*TO DO*: Write out each line from the data below that includes the word "this".

*ROWS*:
########
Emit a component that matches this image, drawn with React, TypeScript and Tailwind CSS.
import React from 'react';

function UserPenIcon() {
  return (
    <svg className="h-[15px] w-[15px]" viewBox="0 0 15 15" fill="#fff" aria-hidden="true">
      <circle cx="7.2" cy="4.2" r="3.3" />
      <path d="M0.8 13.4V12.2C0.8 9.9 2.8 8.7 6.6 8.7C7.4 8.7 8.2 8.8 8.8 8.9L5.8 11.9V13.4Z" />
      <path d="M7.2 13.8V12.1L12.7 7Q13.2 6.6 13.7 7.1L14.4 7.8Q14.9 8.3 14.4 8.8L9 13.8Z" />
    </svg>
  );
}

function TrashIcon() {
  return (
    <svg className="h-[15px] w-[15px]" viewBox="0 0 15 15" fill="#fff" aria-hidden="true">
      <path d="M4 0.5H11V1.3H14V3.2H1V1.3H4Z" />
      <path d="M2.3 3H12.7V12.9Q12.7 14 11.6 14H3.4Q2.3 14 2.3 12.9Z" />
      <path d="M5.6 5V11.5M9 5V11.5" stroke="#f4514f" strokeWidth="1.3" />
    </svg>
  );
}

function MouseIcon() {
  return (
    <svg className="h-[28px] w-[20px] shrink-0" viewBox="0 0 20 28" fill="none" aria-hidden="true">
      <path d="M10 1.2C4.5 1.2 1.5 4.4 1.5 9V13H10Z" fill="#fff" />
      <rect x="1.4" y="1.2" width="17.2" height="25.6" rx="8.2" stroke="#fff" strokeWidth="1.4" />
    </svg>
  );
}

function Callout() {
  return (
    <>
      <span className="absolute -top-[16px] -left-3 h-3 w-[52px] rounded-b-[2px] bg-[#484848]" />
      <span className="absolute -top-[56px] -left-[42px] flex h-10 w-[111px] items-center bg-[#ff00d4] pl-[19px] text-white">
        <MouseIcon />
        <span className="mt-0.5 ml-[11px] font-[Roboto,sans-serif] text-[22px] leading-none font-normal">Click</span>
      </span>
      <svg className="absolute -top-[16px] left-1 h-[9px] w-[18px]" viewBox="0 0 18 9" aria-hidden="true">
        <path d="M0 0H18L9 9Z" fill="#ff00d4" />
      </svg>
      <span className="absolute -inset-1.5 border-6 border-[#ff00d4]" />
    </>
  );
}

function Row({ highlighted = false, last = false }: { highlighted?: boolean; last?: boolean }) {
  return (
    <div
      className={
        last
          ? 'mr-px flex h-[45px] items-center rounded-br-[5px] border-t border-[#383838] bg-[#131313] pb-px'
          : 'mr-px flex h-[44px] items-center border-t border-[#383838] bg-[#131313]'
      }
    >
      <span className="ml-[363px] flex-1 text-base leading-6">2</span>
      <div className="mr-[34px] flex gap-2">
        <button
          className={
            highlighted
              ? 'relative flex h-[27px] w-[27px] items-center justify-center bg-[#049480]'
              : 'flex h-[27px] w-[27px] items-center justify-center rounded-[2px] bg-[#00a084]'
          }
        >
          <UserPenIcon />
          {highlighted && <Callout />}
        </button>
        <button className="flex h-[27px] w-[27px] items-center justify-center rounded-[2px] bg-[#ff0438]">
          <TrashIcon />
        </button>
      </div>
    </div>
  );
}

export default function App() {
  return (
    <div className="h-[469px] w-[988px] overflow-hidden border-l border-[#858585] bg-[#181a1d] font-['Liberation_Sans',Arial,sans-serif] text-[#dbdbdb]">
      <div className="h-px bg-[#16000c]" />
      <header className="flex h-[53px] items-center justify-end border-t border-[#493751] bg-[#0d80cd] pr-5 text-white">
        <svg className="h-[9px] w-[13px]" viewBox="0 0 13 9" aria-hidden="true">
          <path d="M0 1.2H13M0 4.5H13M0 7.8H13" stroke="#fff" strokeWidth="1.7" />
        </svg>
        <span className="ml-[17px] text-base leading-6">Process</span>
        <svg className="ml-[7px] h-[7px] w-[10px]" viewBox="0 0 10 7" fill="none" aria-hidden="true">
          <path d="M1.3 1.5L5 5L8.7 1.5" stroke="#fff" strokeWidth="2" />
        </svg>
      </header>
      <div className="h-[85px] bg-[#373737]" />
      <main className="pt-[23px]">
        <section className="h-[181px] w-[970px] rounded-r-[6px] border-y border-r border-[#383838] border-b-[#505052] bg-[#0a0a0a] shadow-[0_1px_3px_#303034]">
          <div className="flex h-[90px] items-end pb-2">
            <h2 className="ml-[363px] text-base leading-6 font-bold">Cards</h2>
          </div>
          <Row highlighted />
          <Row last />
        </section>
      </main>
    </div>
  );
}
########
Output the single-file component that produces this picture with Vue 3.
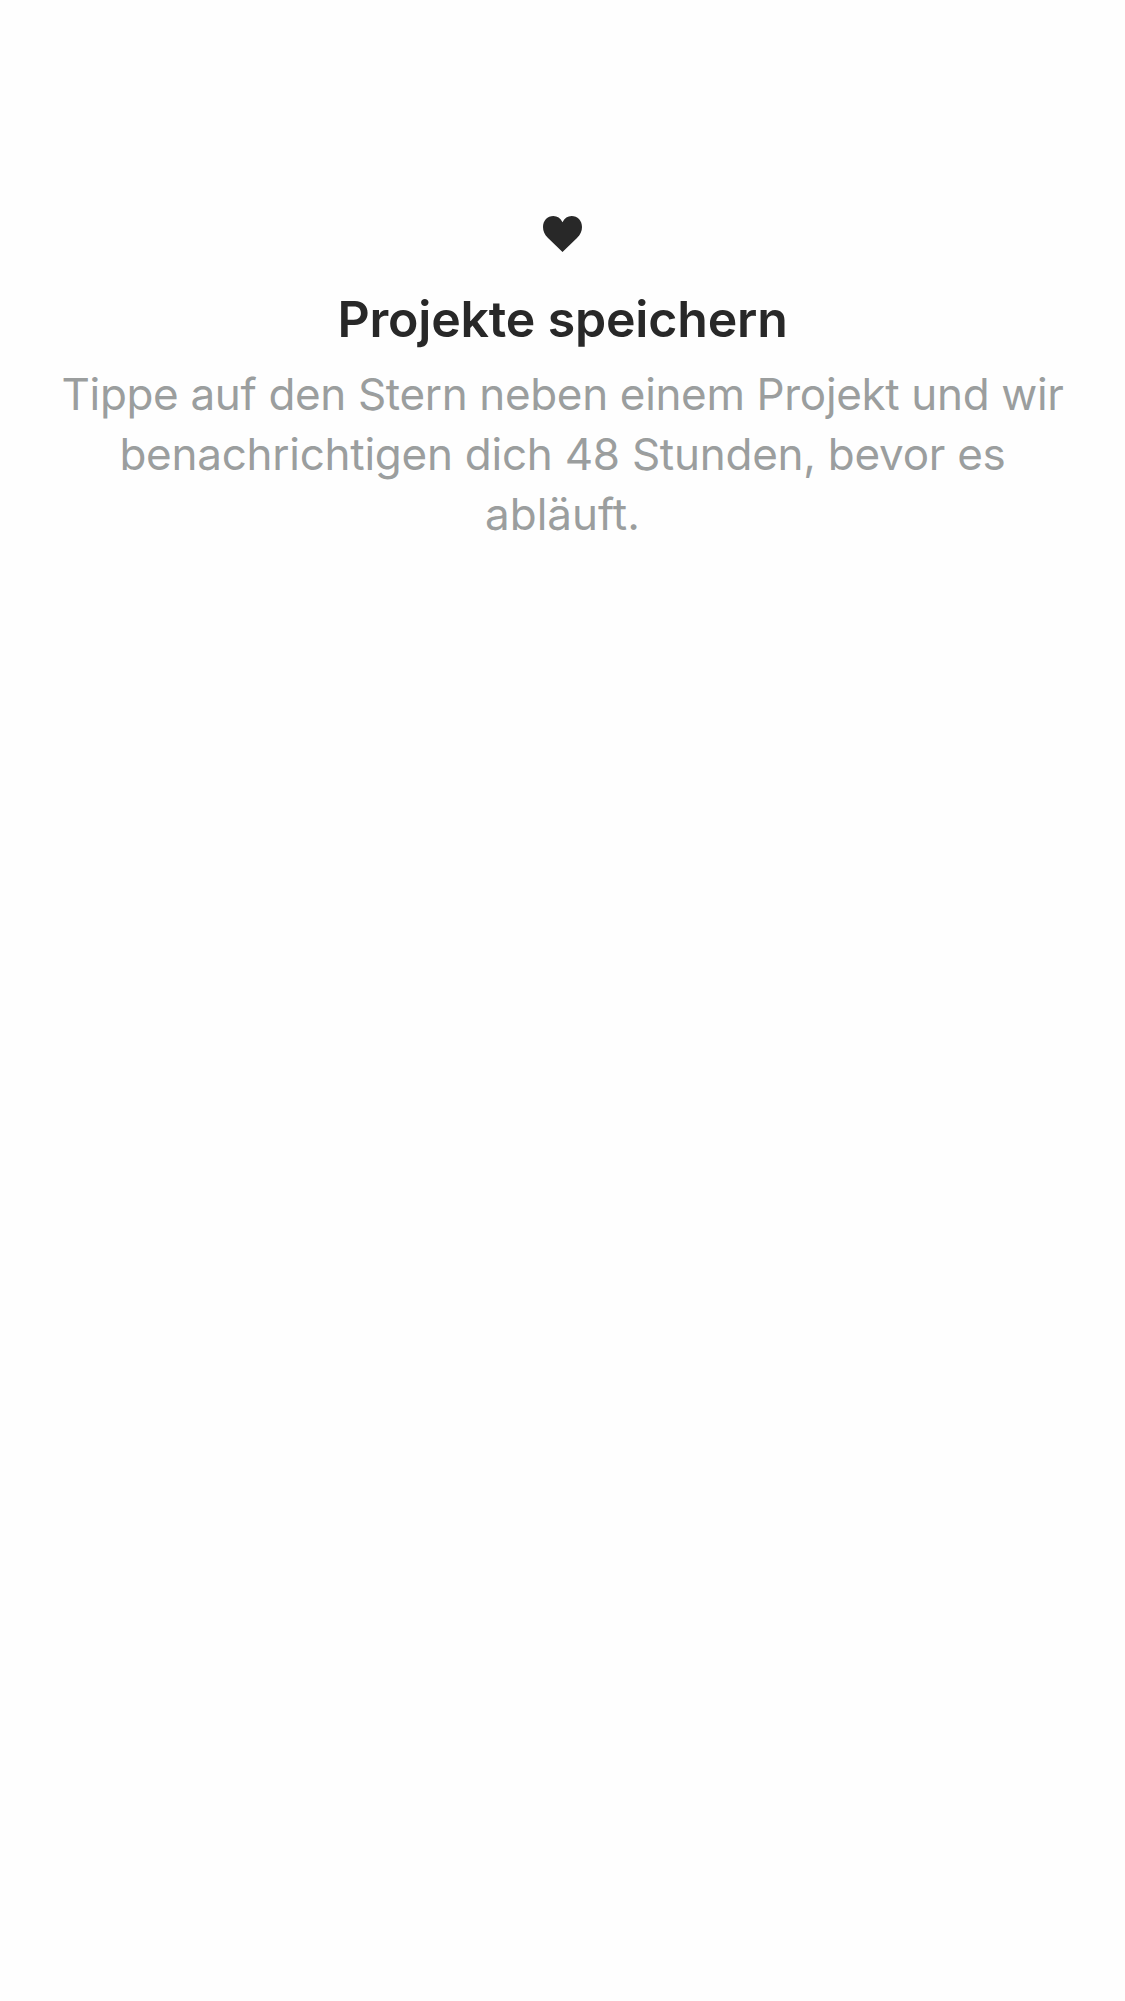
########
*EXPECTED ANSWER*:
Emit a component that matches this image, drawn with React, TypeScript and Tailwind CSS.
Output the single-file component that produces this picture with Vue 3.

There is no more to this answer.